The wearing of a helmet whilst cycling in the UK isn't mandatory.
Advocates for helmet use say using one will protect the wearer in the event of an accident, reducing the severity of the head impact.
Opponents claim if a car travelling 30 mph collides with a cyclist, a helmet will make little difference to the outcome.
Neutral view, not every accident involves cars at 30 mph. It could be hitting a pothole, swerving to avoid a pedestrian stepping off the curb, a loose dog on a shared path, gravel on a bend in the road, Dooring (a car door being opened ), wet leaves or icy puddles. In these situations a helmet could mean the difference between a fractured skull and concussion.
Advocates; a helmet makes the rider feel more safe in traffic or at speed.
Opponents; wearing one makes the user take risks they wouldn't take without one.
Neutral; idiots will take risks without helmet use, is it not better they have one on when taking risks?

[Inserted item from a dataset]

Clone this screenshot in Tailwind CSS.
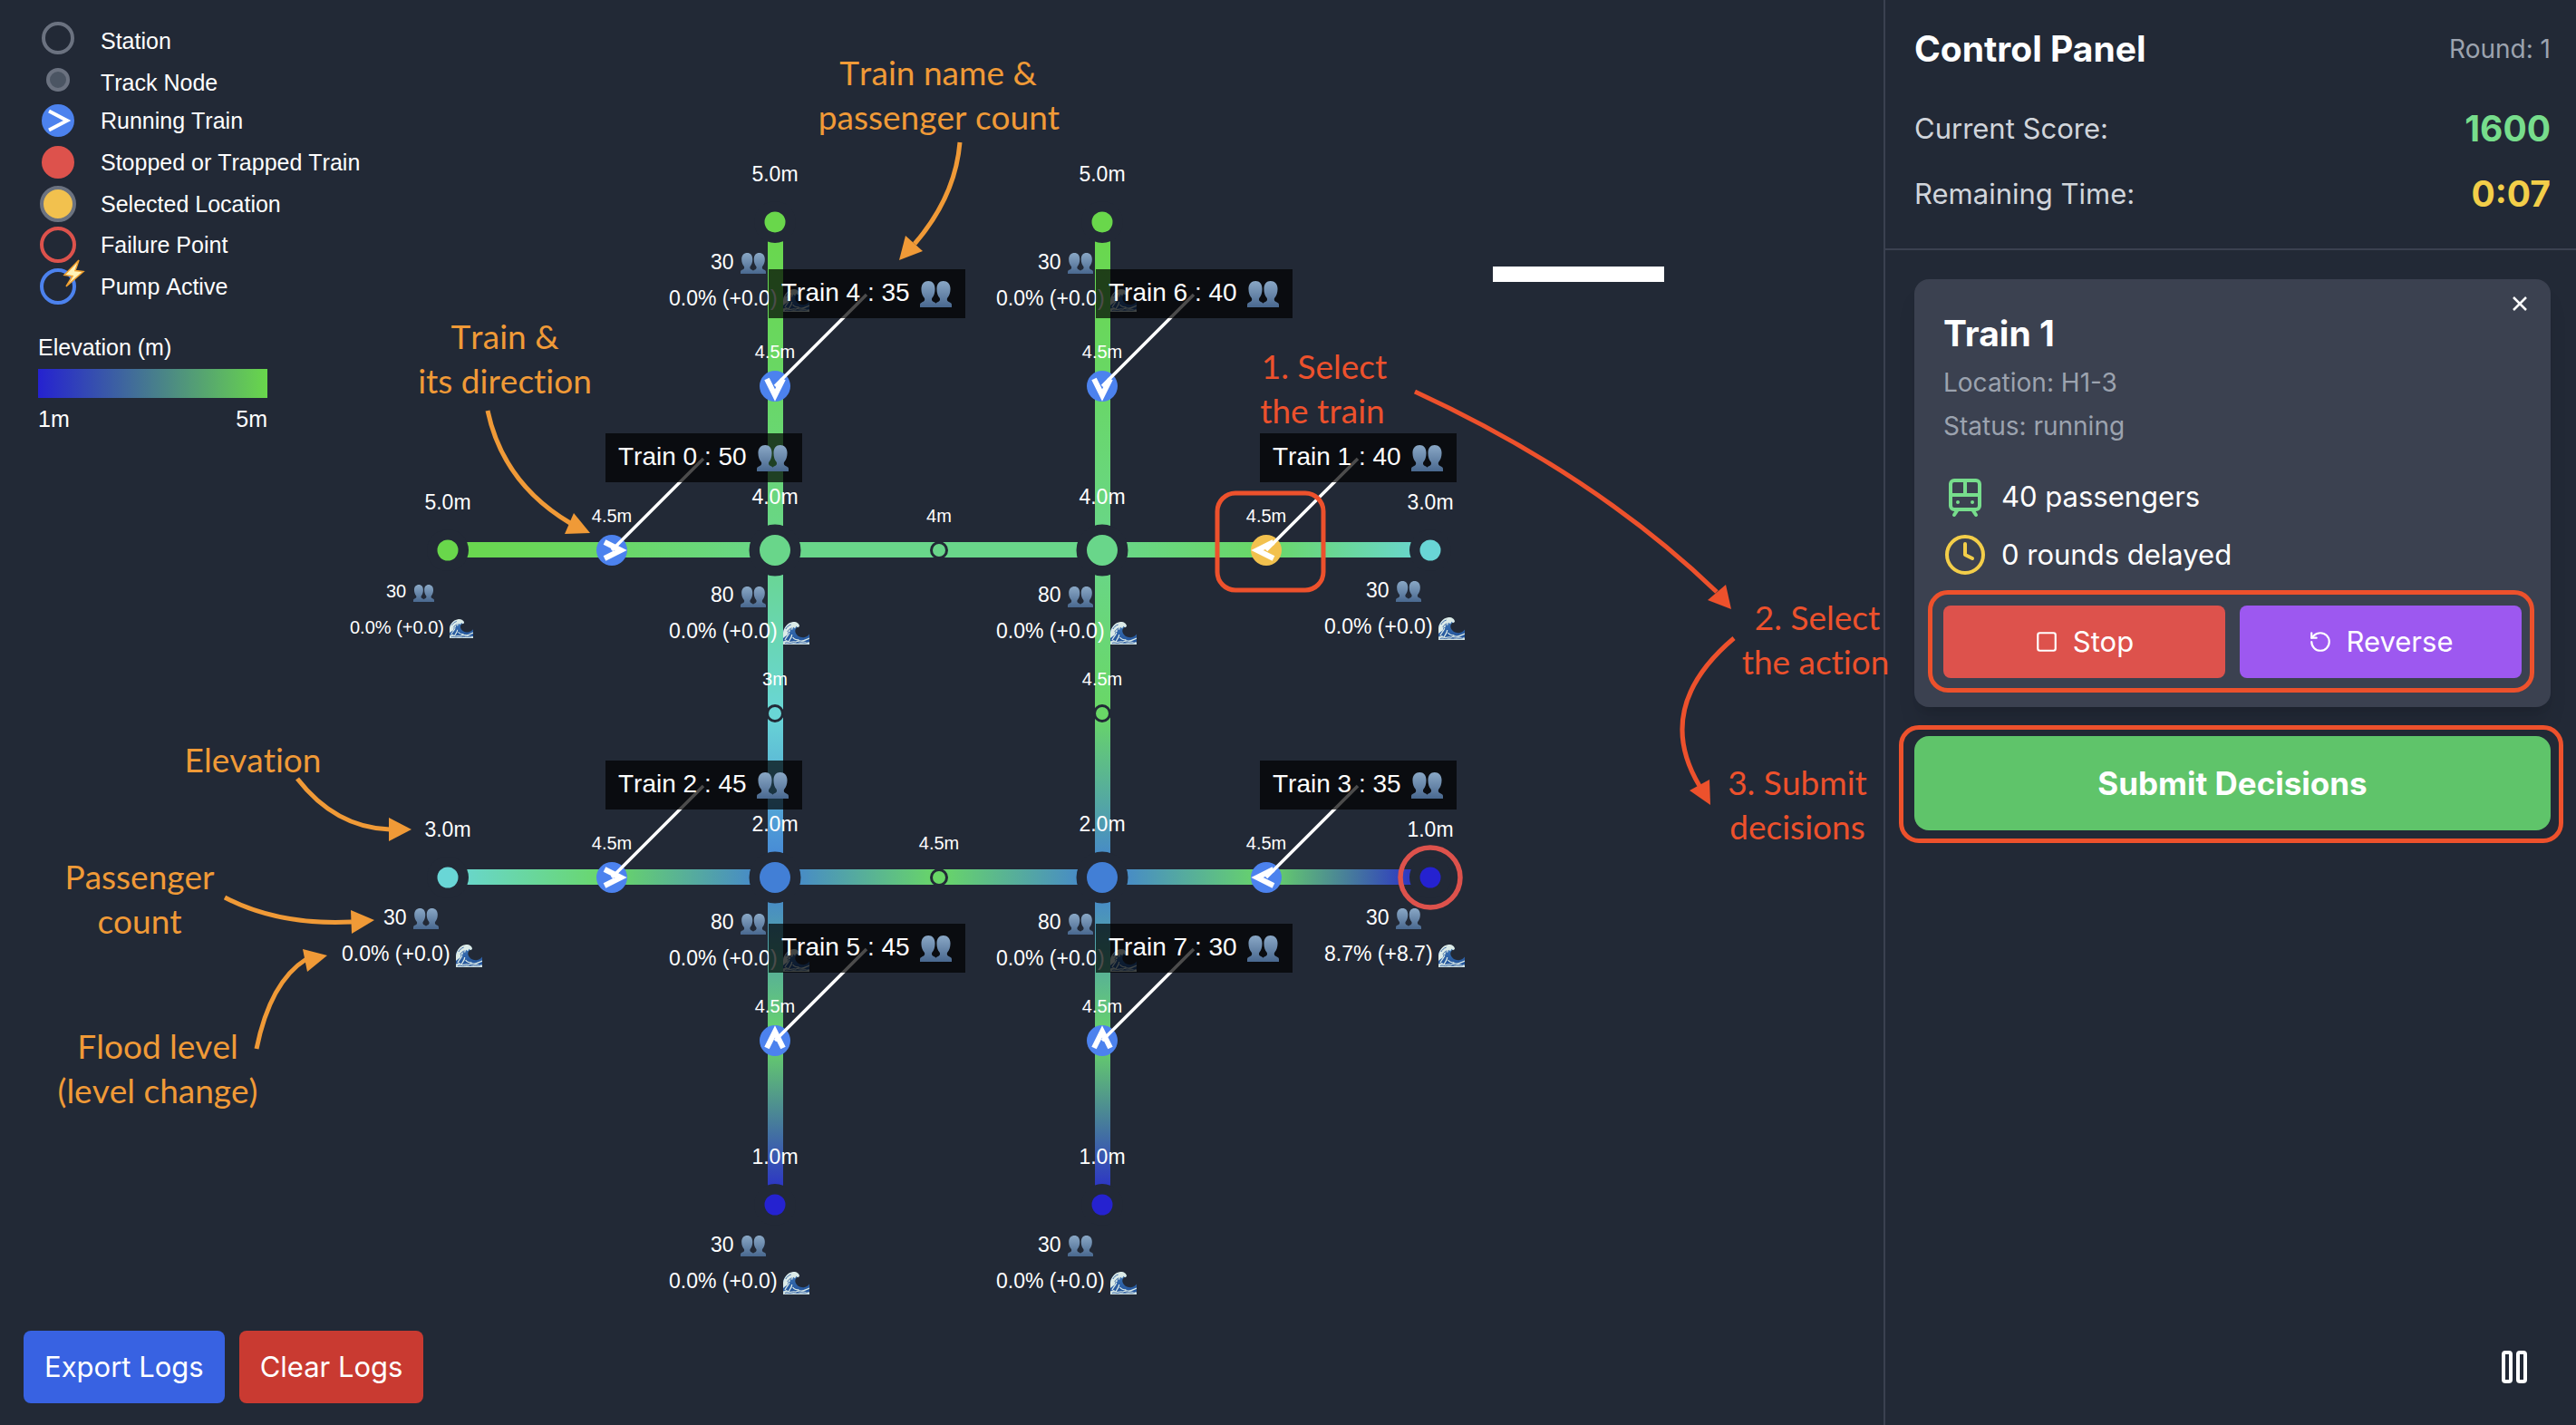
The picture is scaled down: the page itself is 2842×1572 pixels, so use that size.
<!DOCTYPE html>
<html lang="en">
<head>
<meta charset="utf-8">
<meta name="viewport" content="width=device-width, initial-scale=1">
<title>Metro Control</title>
<script src="https://cdn.jsdelivr.net/npm/@tailwindcss/browser@4"></script>
</head>
<body class="bg-[#222936] text-white">
<div class="flex min-h-screen font-['Inter',sans-serif]">

  <main class="relative z-10 flex min-w-0 flex-1 flex-col justify-between">

    <!-- Network map: tracks, stations, trains and guide notes -->
    <svg id="map" class="pointer-events-none absolute inset-0 h-full w-full overflow-visible [font-kerning:none] [font-variant-ligatures:none]" viewBox="0 0 2078 1572" preserveAspectRatio="xMinYMin meet" role="img" aria-label="Rail network map" font-family="Liberation Sans, Arial, sans-serif" fill="#fff">
      <defs>
        <linearGradient id="bust" x1="0" y1="0" x2="0" y2="1">
          <stop offset="0" stop-color="#8aa8c6"/><stop offset="1" stop-color="#49688f"/>
        </linearGradient>
        <linearGradient id="sea" x1="0" y1="0" x2="0" y2="1">
          <stop offset="0" stop-color="#3f78b8"/><stop offset="1" stop-color="#1f4f97"/>
        </linearGradient>
        <symbol id="people" viewBox="0 0 36 30" preserveAspectRatio="none">
          <path fill="url(#bust)" d="M9.500 0C14 0 17 3.500 17 9c0 4.500-1.200 8-3.100 10.200-.9 1.300-.7 3.300.6 4.200 1.300.9 2.900 1.300 3.500 2.300.6-1 2.200-1.400 3.500-2.300 1.300-.9 1.500-2.900.6-4.200C20.200 17 19 13.500 19 9c0-5.500 3-9 7.500-9S34.500 3.500 34.500 9c0 4.500-1.400 8-3.300 10.200-.9 1.300-.7 3.300.6 4.200 1.800 1.100 4.200 1.500 4.200 3.600v3H0v-3c0-2.100 2.400-2.500 4.200-3.600 1.300-.9 1.500-2.900.6-4.200C2.900 17 1.500 13.500 1.500 9c0-5.500 3.500-9 8-9z"/>
        </symbol>
        <symbol id="wave" viewBox="0 0 30 25" preserveAspectRatio="none">
          <path fill="url(#sea)" d="M0 25V10C2 5 6 1.500 11 1c4-.3 7 1.500 7.500 4-3 .5-5.500 3-4.500 6.500 1.300 4 6 6.500 10.500 5.500 2.500-.5 4-1.800 5.500-3.500V25z"/>
          <path fill="#dcebe8" d="M0 12C1 6 5 1 10.500.2 15-.4 18.500 1.800 18.600 5l-2 1.200-1.500-1.500-1.600 2.500-2-1.400-1 3-2.300-.8-.4 3-2.300.6-.6 3L2.500 16 0 18z"/>
          <path fill="none" stroke="#dcebe8" stroke-width="1.300" d="M2 20c2-4 4-5 5-8M6 23c1-4 4-5 4-9M12 22c3 1 5-2 8-1s5-1 10-3M11 17c2 3 5 3 7 3"/>
          <path fill="#cfe0e2" d="M0 25v-3.500l4-1.500 3 2 5-.8 4 1.800 6-1.500 8 1V25z"/>
          <path fill="none" stroke="#2a5a9f" stroke-width=".9" d="M2 23.500c3-1.500 5 1 8-.3s5 1 8 0 6 1 10-.6M3 8c1-2 3-4 6-5M5 11c1-2 3-4 5-4"/>
        </symbol>
        <symbol id="chevron" viewBox="-18 -18 36 36" overflow="visible">
          <path d="M-8-9L10 0L-8 9" fill="none" stroke="#fff" stroke-width="6"/>
        </symbol>
      </defs>

      <rect x="1647" y="294" width="189" height="17"/>

      <g id="tracks"></g>
      <g id="stations"></g>
      <g id="trains"></g>

      <rect x="1343" y="544" width="117" height="107" rx="20" fill="none" stroke="#ed512c" stroke-width="5"/>

      <g fill="#f09a37" font-family="Lato, sans-serif" font-size="37" text-anchor="middle">
        <text x="1035" y="94">Train name &amp;</text>
        <text x="1036" y="143">passenger count</text>
        <text x="557" y="385">Train &amp;</text>
        <text x="557" y="434">its direction</text>
        <text x="279" y="852">Elevation</text>
        <text x="154" y="981">Passenger</text>
        <text x="154" y="1030">count</text>
        <text x="174" y="1168">Flood level</text>
        <text x="174" y="1217">(level change)</text>
      </g>
      <g fill="none" stroke="#f09a37" stroke-width="5">
        <path d="M1059 157Q1054 217 1009 269"/>
        <path d="M538 453Q555 533 629 577"/>
        <path d="M328 859Q370 913 430 915"/>
        <path d="M248 990Q307 1021 388 1017"/>
        <path d="M283 1157Q298 1083 338 1058"/>
      </g>
      <g fill="#f09a37">
        <path d="M992 287L999 260L1018 277z"/>
        <path d="M651 588L633 566L623 589z"/>
        <path d="M454 915L429 902L429 928z"/>
        <path d="M413 1015L387 1004L388 1030z"/>
        <path d="M361 1054L334 1047L339 1072z"/>
      </g>

      <g fill="#ed512c" font-family="Lato, sans-serif" font-size="37" text-anchor="middle">
        <text x="1461" y="418">1. Select</text>
        <text x="1459" y="467">the train</text>
        <text x="2005" y="695">2. Select</text>
        <text x="2003" y="744">the action</text>
        <text x="1983" y="877">3. Submit</text>
        <text x="1983" y="926">decisions</text>
      </g>
      <g fill="none" stroke="#ed512c" stroke-width="5">
        <path d="M1561 432Q1760 524 1894 653"/>
        <path d="M1913 704Q1823 780 1875 867"/>
      </g>
      <g fill="#ed512c">
        <path d="M1910 672L1904 645L1884 662z"/>
        <path d="M1887 888L1886 860L1864 872z"/>
      </g>
    </svg>

    <!-- Legend -->
    <section class="relative w-[340px] pt-[19px] pl-[42px] font-['Liberation_Sans',Arial,sans-serif] text-[25px] leading-[30px] [font-kerning:none]" aria-label="Legend">
      <ul class="grid h-[320px] grid-rows-7">
        <li class="flex items-center gap-[25px]">
          <svg class="size-11 overflow-visible" viewBox="0 0 44 44"><circle cx="22" cy="22" r="16" fill="none" stroke="#6b7280" stroke-width="4"/></svg>
          <span class="pt-[7px] whitespace-nowrap">Station</span>
        </li>
        <li class="flex items-center gap-[25px]">
          <svg class="size-11 overflow-visible" viewBox="0 0 44 44"><circle cx="22" cy="22" r="11" fill="#4b5563" stroke="#6b7280" stroke-width="4"/></svg>
          <span class="pt-[7px] whitespace-nowrap">Track Node</span>
        </li>
        <li class="flex items-center gap-[25px]">
          <svg class="size-11 overflow-visible" viewBox="0 0 44 44"><circle cx="22" cy="22" r="18" fill="#4c82ee"/><path d="M12 11.500L32 22L12 32.500" fill="none" stroke="#fff" stroke-width="4"/></svg>
          <span class="whitespace-nowrap">Running Train</span>
        </li>
        <li class="flex items-center gap-[25px]">
          <svg class="size-11 overflow-visible" viewBox="0 0 44 44"><circle cx="22" cy="22" r="18" fill="#dd524c"/></svg>
          <span class="whitespace-nowrap">Stopped or Trapped Train</span>
        </li>
        <li class="flex items-center gap-[25px]">
          <svg class="size-11 overflow-visible" viewBox="0 0 44 44"><circle cx="22" cy="22" r="18" fill="#f2c14e" stroke="#6b7280" stroke-width="4"/></svg>
          <span class="whitespace-nowrap">Selected Location</span>
        </li>
        <li class="flex items-center gap-[25px]">
          <svg class="size-11 overflow-visible" viewBox="0 0 44 44"><circle cx="22" cy="22" r="18" fill="none" stroke="#dd524c" stroke-width="4"/></svg>
          <span class="whitespace-nowrap">Failure Point</span>
        </li>
        <li class="flex items-center gap-[25px]">
          <svg class="size-11 overflow-visible" viewBox="0 0 44 44"><circle cx="22" cy="22" r="18" fill="none" stroke="#4c82ee" stroke-width="4"/><path d="M45-7L29 9.500L38 10.500L31 22L50 5.500L41 4.500z" fill="#fff3b8" stroke="#f0a030" stroke-width="1.500"/></svg>
          <span class="whitespace-nowrap">Pump Active</span>
        </li>
      </ul>
      <div class="mt-[29px] w-[253px]">
        <p>Elevation (m)</p>
        <div class="mt-[9px] h-8 bg-linear-to-r/srgb from-[#2522d0] to-[#69d74b]"></div>
        <div class="mt-2 flex justify-between"><span>1m</span><span>5m</span></div>
      </div>
    </section>

    <div class="relative flex gap-4 pb-6 pl-[26px] text-[31px] leading-[48px]">
      <button type="button" class="rounded-lg bg-[#3862e2] px-[23px] py-4">Export Logs</button>
      <button type="button" class="rounded-lg bg-[#c93a31] px-[23px] py-4">Clear Logs</button>
    </div>
  </main>

  <aside class="flex w-[764px] shrink-0 flex-col border-l-2 border-[#3b4150]">
    <header class="border-b-2 border-[#3b4150] pt-[26px] pr-7 pb-8 pl-8">
      <div class="flex h-14 items-center justify-between">
        <h1 class="text-[39px] font-bold">Control Panel</h1>
        <span class="text-[28px] text-[#9ca3af]">Round: 1</span>
      </div>
      <dl class="mt-8 flex flex-col gap-4">
        <div class="flex h-14 items-center justify-between">
          <dt class="text-[31px] text-[#d1d5db]">Current Score:</dt>
          <dd class="text-[39px] font-bold text-[#77dd8c]">1600</dd>
        </div>
        <div class="flex h-14 items-center justify-between">
          <dt class="text-[31px] text-[#d1d5db]">Remaining Time:</dt>
          <dd class="text-[39px] font-bold text-[#f3ce49]">0:07</dd>
        </div>
      </dl>
    </header>

    <div class="flex flex-1 flex-col gap-8 pt-8 pr-7 pb-10 pl-8">
      <section class="relative rounded-2xl bg-[#3b4150] p-8 shadow-xl" aria-labelledby="train-title">
        <button type="button" aria-label="Close" class="absolute top-[11px] right-[18px] p-2">
          <svg class="size-4" viewBox="0 0 16 16" fill="none" stroke="#fff" stroke-width="2.500"><path d="M1 1L15 15M15 1L1 15"/></svg>
        </button>
        <h2 id="train-title" class="text-[39px] leading-14 font-bold">Train 1</h2>
        <p class="mt-0.5 text-[28px] leading-12 text-[#9ca3af]">Location: H1-3</p>
        <p class="text-[28px] leading-12 text-[#9ca3af]">Status: running</p>
        <div class="mt-[30px] flex flex-col gap-4 text-[31px]">
          <div class="flex h-12 items-center gap-4">
            <svg class="size-12" viewBox="0 0 24 24" fill="none" stroke="#77dd8c" stroke-width="2" stroke-linecap="round" stroke-linejoin="round"><rect width="16" height="16" x="4" y="3" rx="2"/><path d="M4 11h16M12 3v8M8 19l-2 3M18 22l-2-3M8 15h.01M16 15h.01"/></svg>
            <span>40 passengers</span>
          </div>
          <div class="flex h-12 items-center gap-4">
            <svg class="size-12" viewBox="0 0 24 24" fill="none" stroke="#f3ce49" stroke-width="2" stroke-linecap="round" stroke-linejoin="round"><circle cx="12" cy="12" r="10"/><path d="M12 6v6l4 2"/></svg>
            <span>0 rounds delayed</span>
          </div>
        </div>
        <div class="relative mt-8 grid grid-cols-2 gap-4 text-[31px]">
          <button type="button" class="flex h-20 items-center justify-center gap-4 rounded-lg bg-[#dd524c]">
            <svg class="size-[26px]" viewBox="0 0 24 24" fill="none" stroke="#fff" stroke-width="2" stroke-linecap="round" stroke-linejoin="round"><rect width="18" height="18" x="3" y="3" rx="2"/></svg>
            Stop
          </button>
          <button type="button" class="flex h-20 items-center justify-center gap-4 rounded-lg bg-[#9d58f0]">
            <svg class="size-[26px]" viewBox="0 0 24 24" fill="none" stroke="#fff" stroke-width="2" stroke-linecap="round" stroke-linejoin="round"><path d="M3 12a9 9 0 1 0 9-9 9.750 9.750 0 0 0-6.740 2.740L3 8"/><path d="M3 3v5h5"/></svg>
            Reverse
          </button>
          <div class="pointer-events-none absolute -top-[17px] -right-3.5 -bottom-4 -left-[17px] rounded-[22px] border-5 border-[#ed512c]"></div>
        </div>
      </section>

      <div class="relative">
        <button type="button" class="h-26 w-full rounded-2xl bg-[#5fc46a] text-[35px] font-bold">Submit Decisions</button>
        <div class="pointer-events-none absolute -top-3 -right-3.5 -bottom-3.5 -left-[17px] rounded-[22px] border-5 border-[#ed512c]"></div>
      </div>

      <button type="button" aria-label="Pause" class="mt-auto mr-4 self-end">
        <svg class="size-12" viewBox="0 0 24 24" fill="none" stroke="#fff" stroke-width="2" stroke-linecap="round" stroke-linejoin="round"><rect x="14" y="4" width="4" height="16" rx="1"/><rect x="6" y="4" width="4" height="16" rx="1"/></svg>
      </button>
    </div>
  </aside>
</div>

<script>
  const BG = '#222936';
  const COLORS = { 1: '#2522d0', 2: '#427fd6', 3: '#69d6d6', 4: '#69d68a', 4.5: '#69d766', 5: '#69d74b' };
  const X = [494, 675, 855, 1036, 1216, 1397, 1578];
  const Y = [245, 426, 607, 787, 968, 1148, 1329];

  const lines = [
    { y: Y[2], levels: [5, 4.5, 4, 4, 4, 4.5, 3] },
    { y: Y[4], levels: [3, 4.5, 2, 4.5, 2, 4.5, 1] },
    { x: X[2], levels: [5, 4.5, 4, 3, 2, 4.5, 1] },
    { x: X[4], levels: [5, 4.5, 4, 4.5, 2, 4.5, 1] },
  ];

  // Tracks, coloured by the elevation of the nodes they join
  let defs = '', tracks = '';
  lines.forEach((line, i) => {
    const stops = line.levels.map((l, k) => `<stop offset="${k / 6}" stop-color="${COLORS[l]}"/>`).join('');
    const horizontal = line.y !== undefined;
    defs += `<linearGradient id="track${i}" x1="0" y1="0" x2="${horizontal ? 1 : 0}" y2="${horizontal ? 0 : 1}">${stops}</linearGradient>`;
    tracks += horizontal
      ? `<rect x="${X[0]}" y="${line.y - 9}" width="1084" height="17" fill="url(#track${i})"/>`
      : `<rect x="${line.x - 8}" y="${Y[0]}" width="17" height="1084" fill="url(#track${i})"/>`;
  });
  document.getElementById('tracks').innerHTML = `<defs>${defs}</defs>${tracks}`;

  const mid = (x, y, l) => `
    <circle cx="${x}" cy="${y}" r="8.5" fill="${COLORS[l]}" stroke="${BG}" stroke-width="3"/>
    <text x="${x}" y="${y - 31}" font-size="20" text-anchor="middle">${l}m</text>`;

  const station = (x, y, l, people, flood = '0.0% (+0.0)', small = false) => {
    const hub = people === 80, dy = hub ? 6 : 0;
    const size = small ? 20 : 23;
    return `
    <circle cx="${x}" cy="${y}" r="${hub ? 28.5 : 23}" fill="${BG}"/>
    <circle cx="${x}" cy="${y}" r="${hub ? 17 : 11.5}" fill="${COLORS[l]}"/>
    <text x="${x}" y="${y - 45 - dy}" font-size="23" text-anchor="middle">${l}.0m</text>
    <text x="${x - (small ? 68 : 71)}" y="${y + 52 + (hub ? 5 : 0)}" font-size="${size}">${people}</text>
    <use href="#people" x="${x - 38}" y="${y + (small ? 38 : 34) + dy}" width="${small ? 23 : 28}" height="${small ? 19 : 23}"/>
    <text x="${x - (small ? 108 : 117)}" y="${y + 92 + (hub ? 5 : 0)}" font-size="${size}">${flood}</text>
    <use href="#wave" x="${x + (small ? 2 : 9)}" y="${y + (small ? 76 : 74) + (hub ? 5 : 0)}" width="${small ? 26 : 29}" height="${small ? 21 : 25}"/>`;
  };

  document.getElementById('stations').innerHTML = [
    mid(X[3], Y[2], 4), mid(X[3], Y[4], 4.5), mid(X[2], Y[3], 3), mid(X[4], Y[3], 4.5),
    station(X[2], Y[0], 5, 30), station(X[4], Y[0], 5, 30),
    station(X[0], Y[2], 5, 30, '0.0% (+0.0)', true),
    station(X[2], Y[2], 4, 80), station(X[4], Y[2], 4, 80),
    station(X[6], Y[2], 3, 30),
    station(X[0], Y[4], 3, 30),
    station(X[2], Y[4], 2, 80), station(X[4], Y[4], 2, 80),
    station(X[6], Y[4], 1, 30, '8.7% (+8.7)'),
    station(X[2], Y[6], 1, 30), station(X[4], Y[6], 1, 30),
    `<circle cx="${X[6]}" cy="${Y[4]}" r="33" fill="none" stroke="#dd524c" stroke-width="5.5"/>`,
  ].join('');

  const trains = [
    { id: 4, x: X[2], y: Y[1], turn: 90, people: 35 },
    { id: 6, x: X[4], y: Y[1], turn: 90, people: 40 },
    { id: 0, x: X[1], y: Y[2], turn: 0, people: 50 },
    { id: 1, x: X[5], y: Y[2], turn: 180, people: 40, selected: true },
    { id: 2, x: X[1], y: Y[4], turn: 0, people: 45 },
    { id: 3, x: X[5], y: Y[4], turn: 180, people: 35 },
    { id: 5, x: X[2], y: Y[5], turn: 270, people: 45 },
    { id: 7, x: X[4], y: Y[5], turn: 270, people: 30 },
  ];
  document.getElementById('trains').innerHTML = trains.map(t => `
    <g transform="translate(${t.x} ${t.y})">
      <circle r="17" fill="${t.selected ? '#f2c14e' : '#4c82ee'}"/>
      <use href="#chevron" x="-18" y="-18" width="36" height="36" transform="rotate(${t.turn})"/>
      <text y="-31" font-size="20" text-anchor="middle">4.5m</text>
      <path d="M0 0L101-101" stroke="#fff" stroke-width="3.500"/>
      <rect x="-7" y="-129" width="217" height="54" fill="#000" fill-opacity=".7"/>
      <text x="7" y="-94" font-size="28">Train ${t.id} : ${t.people}</text>
      <use href="#people" x="160" y="-116" width="35" height="29"/>
    </g>`).join('');
</script>
</body>
</html>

Advocates; if car drivers have seatbelts, airbags, bumpers and a roll cage, motorcyclists wear full face helmets, gloves and leathers, why shouldn't cyclists have a barrier between skin and the ground.
Opponents; cyclists travel at lower speeds than other road users, why would they need protection?
Neutral; tripping over a loose slab when walking on the pavement can mean a sprained wrist, twisted ankle or cuts and abrasions. With a rise in the use of ebikes, more people are travelling at speeds they previously wouldn't go. Road bikes without motors can easily exceed 30 mph. Tarmac hurts at any speed.
Advocates; shopping for helmets is easy. They are available not only from sports outlets but from supermarkets and catalogue retailers ( Argos ).
Opponents; helmets are expensive, hot and make you sweat. Nobody wants to arrive at work sweaty.
Neutral; helmets have evolved greatly from the days of the leather hairnet style used by the '70's racing cyclist. With more protection, lighter weight, better venting and a more secure fit, helmets are safer and more comfortable. They all pass the same UK safety rules from the cheap at Asda to the expensive from Wiggle. With a wide array of colours, visibility is also improved. If you arrive at work hot and sweaty you may be overdressed and cycling too hard. Consider an ebike or an easier route to work.
There are pro cyclists who claim that helmet use shouldn't be compulsory ( even though the team they ride for makes them wear one). The Netherlands, known for extensive bike use, has the lowest rates for helmet use but also the lowest fatality rates.
There are also plenty of stories from commuters and everyday cyclists of how wearing a helmet prevented serious injury. The T's & C's of sportive, audax and charity rides state helmet use is compulsory.
Possibly, instead of berating the victim, educating the perpetrator would lead to a better outcome. Akin to telling a victim of gun crime they should of worn a bullet proof vest , instead of policing gun sales. Or maybe the answer isn't helmet use but a better road infrastructure.
I'll leave this post with a paragraph from Bicycling .com. "A 2015 report by the National Highway Traffic Safety Administration found that 70 percent of cyclist deaths occurred in urban areas. Only 3 percent of those fatalities took place in a bike lane. If you really want to make your road rides safer, joining your local advocacy group, or organizing one to push your city and state for better bike networks, is a great place to start. Simply donning a helmet is no substitute for safer streets".